Ground surface displacement

Figure 11 shows the resulting surface displacements obtained by the simulations; the displacement component is converted to the changes in displacement difference from the satellite to the surface, so that it is easily comparable to the InSAR image (Fig. 3). A prominent feature in the observed surface displacement is the significant offset along the central segment expressed by a narrow lobe of concentrated displacement (Fig. 3). This feature is well reproduced by our simulation that showed that the slip concentrated at shallow depth in that area. Another feature we were able to reproduce is a wider lobe observed in the northern part of the focal area, which reflects the deeper and larger slip on the northern segment. Conversely, the surface offsets in the northern part are estimated to be smaller than the southern part, something expected by the distribution of slip by the branch faults in Model S, but we were unable to reproduce the observed considerably smaller amounts of slip or the absence of surface offsets in that area in this case.

Fig. 11

Spatial distribution of surface displacement for Model S (left) and Model C (right). (Top) The fringes mimic the phases showing the line of the sight distance looking down from the west-northwest (positive X- and Y-axis directions). (Bottom) The vertical displacement. The white arrows mark the ground surface intersections of Faults B1 and B2

A possible mechanism to reduce the shallow slip is to simply increase the fracture energy or the placement of the barriers at the shallow depths. We did not do so in the current model by assumed a homogeneous distribution of frictional parameters for simplicity reasons, since we are mostly interested in discriminating the frictional heterogeneity effect from the geometry effect. Another possibility is to increase the number of branches in order to increase the suppression effect of rupture on the individual branches.
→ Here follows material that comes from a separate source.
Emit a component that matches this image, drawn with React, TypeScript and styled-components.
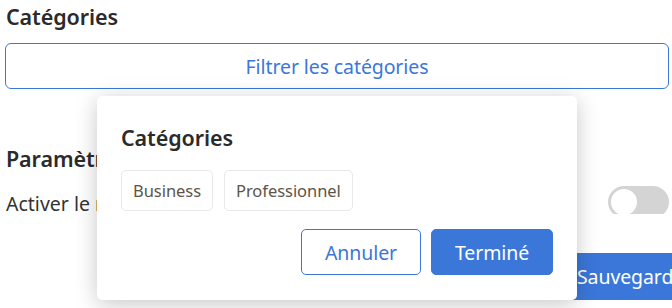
import React from "react";
import styled, { createGlobalStyle } from "styled-components";

const Global = createGlobalStyle`
  html, body { margin: 0; padding: 0; background: #fff; }
  body { font-family: "Noto Sans", "Open Sans", sans-serif; color: #2b2b2b; width: 672px; height: 308px; overflow: hidden; }
  * { box-sizing: border-box; }
`;

const BLUE = "#3b77d9";

const Page = styled.div`
  position: relative;
  width: 672px;
  height: 308px;
  overflow: hidden;
  display: flex;
  flex-direction: column;
`;

const Content = styled.div`
  display: flex;
  flex-direction: column;
  padding: 0 3px 0 5px;
`;

const Heading = styled.h2`
  margin: 0;
  font-size: 21.5px;
  font-weight: 600;
  line-height: 28px;
  padding-left: 1px;
  color: #2b2b2b;
  letter-spacing: -0.1px;
`;

const TopHeading = styled(Heading)`
  margin-top: 3px;
`;

const SettingsHeading = styled(Heading)`
  margin-top: 56px;
`;

const FilterButton = styled.button`
  margin-top: 12px;
  height: 46px;
  width: 100%;
  background: #fff;
  border: 1px solid ${BLUE};
  border-radius: 6px;
  color: ${BLUE};
  font-family: inherit;
  font-size: 19.5px;
  letter-spacing: -0.1px;
  padding: 0;
`;

const SettingRow = styled.div`
  margin-top: 13px;
  display: flex;
  align-items: flex-start;
  justify-content: space-between;
  height: 28px;
`;

const SettingLabel = styled.span`
  font-size: 19.5px;
  line-height: 28px;
  padding-top: 4px;
  padding-left: 1px;
  color: #333;
  white-space: nowrap;
`;

const ToggleClip = styled.div`
  height: 28px;
  overflow: hidden;
  flex-shrink: 0;
`;

const Toggle = styled.div`
  width: 61px;
  height: 32px;
  border-radius: 16px;
  background: #d4d4d4;
  display: flex;
  align-items: center;
  padding-left: 3px;
`;

const Knob = styled.div`
  width: 26px;
  height: 26px;
  border-radius: 50%;
  background: #fff;
`;

const Footer = styled.div`
  display: flex;
  justify-content: flex-start;
  padding-top: 39px;
  padding-left: 556px;
`;

const SaveButton = styled.button`
  height: 47px;
  padding: 0 16px;
  background: ${BLUE};
  color: #fff;
  border: none;
  border-radius: 5px;
  font-family: inherit;
  font-size: 19.5px;
  letter-spacing: -0.1px;
  white-space: nowrap;
  flex-shrink: 0;
`;

const Popover = styled.div`
  position: absolute;
  left: 97px;
  top: 96px;
  width: 480px;
  height: 204px;
  background: #fff;
  border-radius: 5px;
  box-shadow: 0 4px 22px rgba(0, 0, 0, 0.22);
  padding: 22px 24px 0 24px;
  display: flex;
  flex-direction: column;
`;

const PopTitle = styled.h3`
  margin: 0;
  font-size: 21.5px;
  font-weight: 600;
  line-height: 40px;
  color: #2b2b2b;
  letter-spacing: -0.1px;
`;

const Chips = styled.div`
  display: flex;
  gap: 11px;
  margin-top: 12px;
`;

const Chip = styled.span`
  height: 41px;
  display: inline-flex;
  align-items: center;
  padding: 0 11px;
  border: 1px solid #e8e8e8;
  border-radius: 5px;
  font-size: 16.5px;
  color: #5e5447;
  letter-spacing: -0.05px;
`;

const Actions = styled.div`
  display: flex;
  justify-content: flex-end;
  gap: 10px;
  margin-top: 18px;
`;

const ActionButton = styled.button<{ $primary?: boolean }>`
  height: 46px;
  width: ${(p) => (p.$primary ? "122px" : "120px")};
  border-radius: 5px;
  font-family: inherit;
  font-size: 19.5px;
  letter-spacing: -0.1px;
  padding: 0;
  border: 1px solid ${BLUE};
  background: ${(p) => (p.$primary ? BLUE : "#fff")};
  color: ${(p) => (p.$primary ? "#fff" : BLUE)};
`;

export default function App() {
  return (
    <Page>
      <Global />
      <Content>
        <TopHeading>Catégories</TopHeading>
        <FilterButton>Filtrer les catégories</FilterButton>
        <SettingsHeading>Paramètres</SettingsHeading>
        <SettingRow>
          <SettingLabel>Activer le mode hors ligne</SettingLabel>
          <ToggleClip>
            <Toggle>
              <Knob />
            </Toggle>
          </ToggleClip>
        </SettingRow>
        <Footer>
          <SaveButton>Sauvegarder</SaveButton>
        </Footer>
      </Content>
      <Popover>
        <PopTitle>Catégories</PopTitle>
        <Chips>
          <Chip>Business</Chip>
          <Chip>Professionnel</Chip>
        </Chips>
        <Actions>
          <ActionButton>Annuler</ActionButton>
          <ActionButton $primary>Terminé</ActionButton>
        </Actions>
      </Popover>
    </Page>
  );
}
It is difficult thus far to validate these mechanisms, but it is obvious that we cannot eliminate the later possibility from the observations of the distributed shallow aftershock activities (Fig. 4) and the abundant of the subparallel surface ruptures (Okada et al. 2015).

Off-fault aftershocks and time delay

The delayed activation of the off-fault aftershock activity probably associated with the high-angle branch fault (Fault H1) was a characteristic in the aftershock observations (Fig. 4). Figure 12 shows the Coulomb stress change (∆CFS) at the static equilibrium after the dynamic rupture event. Although Fault H1 on the northern segment was not ruptured in both Models S and C, the computed ∆CFS gives us a clue toward understanding the mechanism of the delayed activation of Fault H1. It is observed that the transient change of ∆CFS has both positive and negative values associated with the arrivals of P- and S-waves. Nevertheless, the static equilibrium state exhibits positive values in its shallow part with the juncture area showing the largest values, suggesting a large stress change due to the slip on the primary fault. Note that the resulting amount of the stress drop at the equilibrium turns to be positive, providing the potential to generate the spontaneous ruptures, i.e., aftershocks.

Fig. 12

Spatial distribution of Coulomb stress change for Model C at the static equilibrium after the dynamic rupture event

Note that, due to the modeling limitations that we did not incorporate delay mechanisms in the simulation, the delayed activation of the fault slip could not be reproduced inherently. However, if we add a certain slip rate strengthening property to the friction law, we will be able to reproduce the delayed triggering as well understood in previous studies (e.g., Dieterich 1994; Nakano et al. 2010).

Variation of slip direction

Finally, the directions of the final slip are shown in Fig. 13. It is clearly observed that the overall slip direction is almost along dip (90°) on the primary fault as corresponding to the dominant component of the reverse fault motion in the observationally determined CMT. However, we can further observe a remarkable amount of the strike-slip component particularly on the bent parts of the fault where the fault is obliquely oriented against the stress axes. It is known that the non-double-couple component is generated by the local variations of the fault geometry and slip direction, where the purely double-couple subevents alone can contaminate CMTs to have the non-double couple (e.g., Kuge et al. 1999). This suggests that the non-double component of the currently observed CMT can be explained as the geometrical effect, which is demonstrated in our simulation.

Fig. 13

Spatial variations of the slip direction for Model S. The motion of the hanging wall relative to the foot wall is shown where the reverse and sinistral motions correspond to 90° and 0°, respectively. View from east

Further, the field surveys (e.g., Okada et al. 2015; Geological Survey of Japan, https://www.gsj.jp/hazards/earthquake/naganokenhokubu2014/naganokenhokubu20141126.html) discovered that the surface offset involved a considerable amount of the sinistral strike-slip component at the location where the coseismic surface rupture bends toward left, particularly near the southern end of the surface rupturing zone. This major left bend structure is also mapped previously (Sawa et al. 1999), suggesting the existence of such a persistent fault structure continuing to the certain depth. The simulated spatial variation of the slip direction is compatible with this observation; we would like to emphasize that this simulation result is obtained as a quite natural outcome of the observationally constrained regional stress field and the non-planar fault geometry.

Conclusions

We investigated the origin of the complex patterns observed in the wave radiation and surface displacement of the 2014 Northern Nagano earthquake sequence. Such observations include the occurrence of the foreshocks, the large difference between the first-motion focal mechanisms and the CMT and the along-strike variation of the surface displacement. Observed aftershock distribution exhibits the more complex geometry in the northern half of the focal area, correlated with the along-strike variation of the fault activity and maturity. We conducted a set of the dynamic rupture simulations by taking into account the observationally constrained regional stress field and fault geometry. We showed that this observed complexity can be reasonably explained as the effect of the non-planar fault geometry with a number of branch faults and bends.